Shane

Il western cult di George Stevens (1953) è un meccanismo perfetto, ogni volta ci ricasco. Ogni volta a commentare quanto era basso Alan Ladd, insopportabile il bambino, dinocolato Jack Palance, brutto Van Heflin, gelidina Jean Arthur. Eppure resti incollato: la continua sensualità esposta per allusione, la minaccia interna incombe sulla famiglia come quella esterna sui contadini. Le ferite della guerra nordisti-sudisti sempre riaperte, curate, cicatrizzate da un'armonica in un funerale. L'eroe costretto a riprendere le armi suo malgrado.
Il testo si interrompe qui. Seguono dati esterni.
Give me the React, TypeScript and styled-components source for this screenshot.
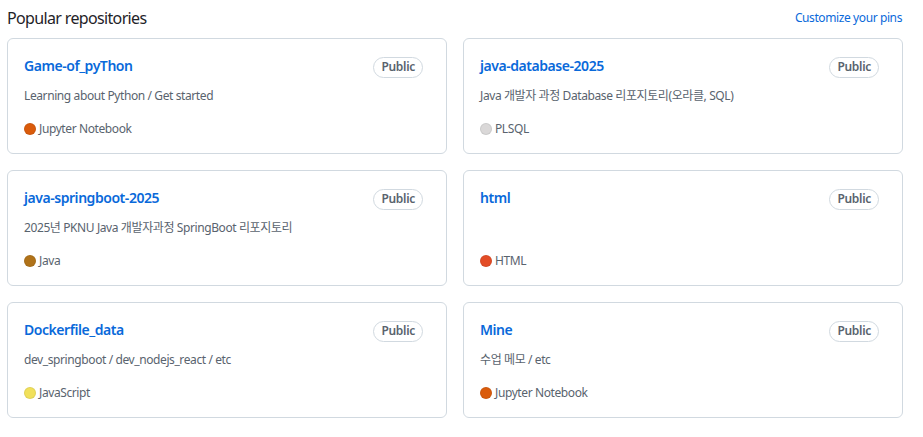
import React from "react";
import styled, { createGlobalStyle } from "styled-components";

const Global = createGlobalStyle`
  html, body { margin: 0; padding: 0; background: #ffffff; }
  body {
    font-family: "Noto Sans", "Noto Sans CJK KR", sans-serif;
    color: #1f2328;
  }
  * { box-sizing: border-box; }
`;

const Page = styled.div`
  width: 923px;
  padding: 6px 20px 0 7px;
`;

const Header = styled.div`
  display: flex;
  justify-content: space-between;
  align-items: center;
  height: 24px;
  margin-bottom: 8px;
`;

const Heading = styled.h2`
  margin: 0;
  font-size: 16px;
  font-weight: 400;
  line-height: 24px;
  letter-spacing: -0.65px;
  color: #1f2328;
`;

const Customize = styled.a`
  font-size: 12px;
  color: #0969da;
  text-decoration: none;
  line-height: 18px;
  letter-spacing: -0.4px;
  margin-right: 1px;
`;

const Grid = styled.ol`
  list-style: none;
  margin: 0;
  padding: 0;
  display: grid;
  grid-template-columns: 440px 440px;
  column-gap: 16px;
  row-gap: 16px;
`;

const Card = styled.li`
  height: 116px;
  border: 1px solid #d1d9e0;
  border-radius: 6px;
  padding: 16px;
  display: flex;
  flex-direction: column;
`;

const TopRow = styled.div`
  display: flex;
  align-items: center;
  justify-content: space-between;
  height: 24px;
  padding-right: 7px;
`;

const Title = styled.a`
  font-size: 14px;
  font-weight: 600;
  color: #0969da;
  text-decoration: none;
  line-height: 21px;
  letter-spacing: -0.45px;
  margin-bottom: 3px;
`;

const Badge = styled.span`
  display: inline-flex;
  align-items: center;
  height: 21px;
  padding: 0 7px;
  border: 1px solid #d1d9e0;
  border-radius: 11px;
  font-size: 12px;
  font-weight: 600;
  color: #59636e;
  line-height: 18px;
  letter-spacing: -0.3px;
`;

const Desc = styled.p`
  margin: 8px 0 0;
  font-size: 12px;
  line-height: 18px;
  height: 18px;
  color: #59636e;
  letter-spacing: -0.4px;
`;

const LangRow = styled.p`
  margin: auto 0 -1px;
  display: flex;
  align-items: center;
  font-size: 12px;
  line-height: 18px;
  color: #59636e;
  letter-spacing: -0.4px;
`;

const Dot = styled.span<{ $color: string }>`
  width: 12px;
  height: 12px;
  border-radius: 50%;
  background: ${(p) => p.$color};
  border: 1px solid rgba(31, 35, 40, 0.08);
  margin-right: 3px;
  flex-shrink: 0;
`;

type Repo = { name: string; desc: string; lang: string; color: string };

const repos: Repo[] = [
  { name: "Game-of_pyThon", desc: "Learning about Python / Get started", lang: "Jupyter Notebook", color: "#DA5B0B" },
  { name: "java-database-2025", desc: "Java 개발자 과정 Database 리포지토리(오라클, SQL)", lang: "PLSQL", color: "#dad8d8" },
  { name: "java-springboot-2025", desc: "2025년 PKNU Java 개발자과정 SpringBoot 리포지토리", lang: "Java", color: "#b07219" },
  { name: "html", desc: "", lang: "HTML", color: "#e34c26" },
  { name: "Dockerfile_data", desc: "dev_springboot / dev_nodejs_react / etc", lang: "JavaScript", color: "#f1e05a" },
  { name: "Mine", desc: "수업 메모 / etc", lang: "Jupyter Notebook", color: "#DA5B0B" },
];

export default function App() {
  return (
    <>
      <Global />
      <Page>
        <Header>
          <Heading>Popular repositories</Heading>
          <Customize href="#">Customize your pins</Customize>
        </Header>
        <Grid>
          {repos.map((r) => (
            <Card key={r.name}>
              <TopRow>
                <Title href="#">{r.name}</Title>
                <Badge>Public</Badge>
              </TopRow>
              <Desc>{r.desc}</Desc>
              <LangRow>
                <Dot $color={r.color} />
                <span>{r.lang}</span>
              </LangRow>
            </Card>
          ))}
        </Grid>
      </Page>
    </>
  );
}
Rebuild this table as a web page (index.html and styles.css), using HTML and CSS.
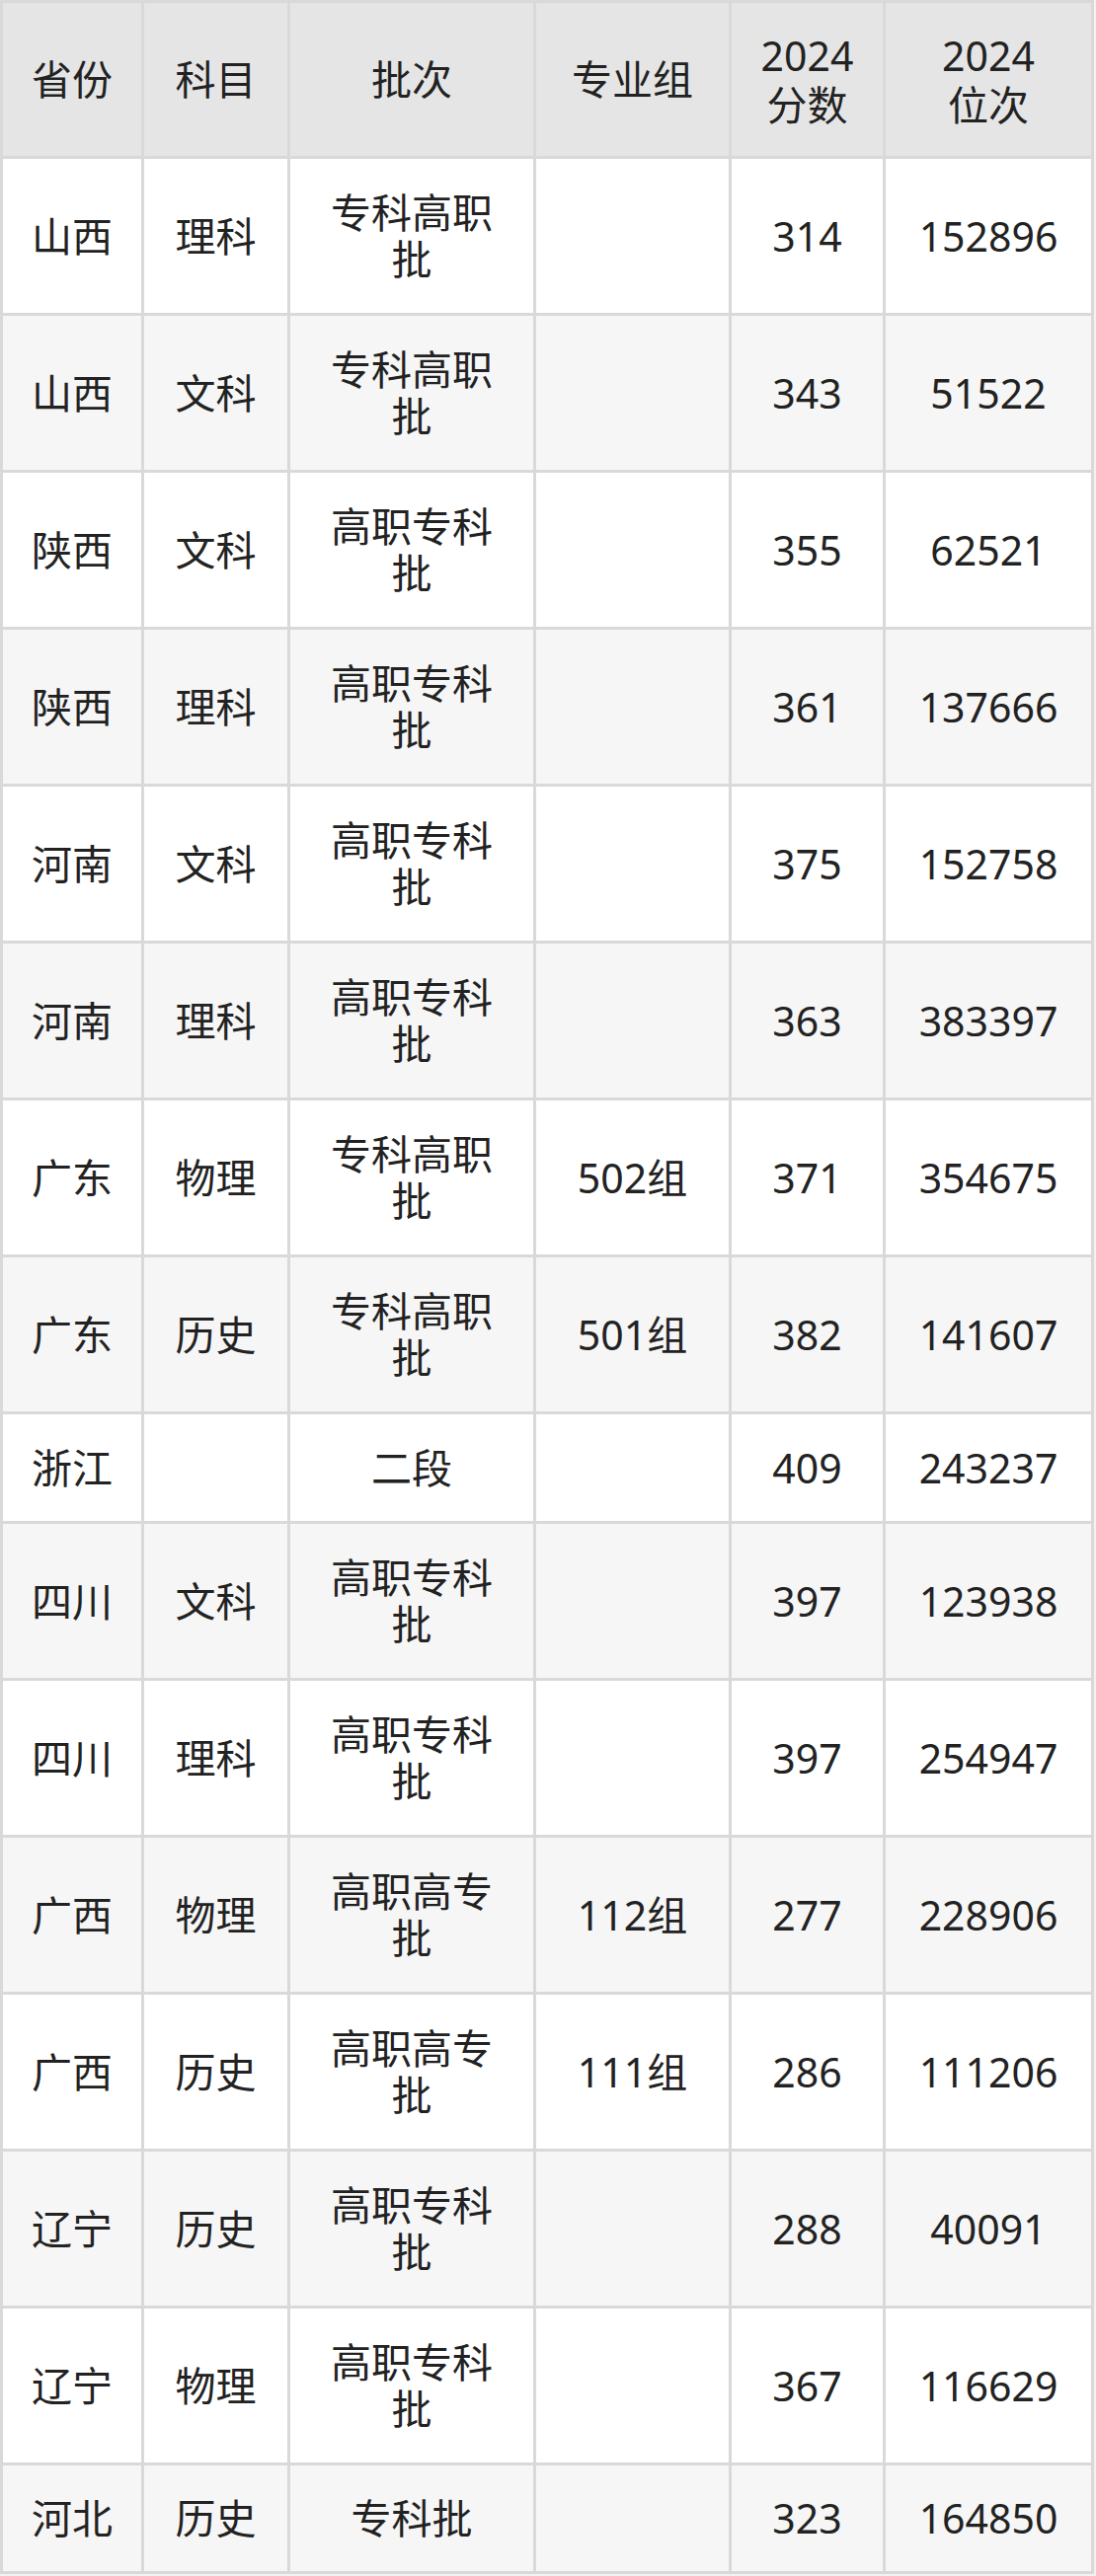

I cattivi in fondo erano uomini liberi, hanno le loro antiche ragioni, e perdono perché non sanno fare i conti con le novità, i recinti. Il mondo cambia, cambiano i protagonisti economici, quindi storici. Tutte le pedine del western classico vengono giocate fino al finale, con scazzottata tra i buoni - sotto sotto competitiva rispetto alla donna - e la sparatoria nel saloon, in cui l'eroe buono e il villain, il cattivo, diventano la stessa cosa. Uno dei due può vincere il duello, ma sono entrambi i perdenti della Storia. La famiglia si ricompatta per un pelo, per sottrazione, per esclusione. Il loner si allontana di sua volontà, solo e ferito. E io incollato fino all'urlo finale del bambino verso il cavaliere, l'eco nella valle solitaria: «Shane! Shane!»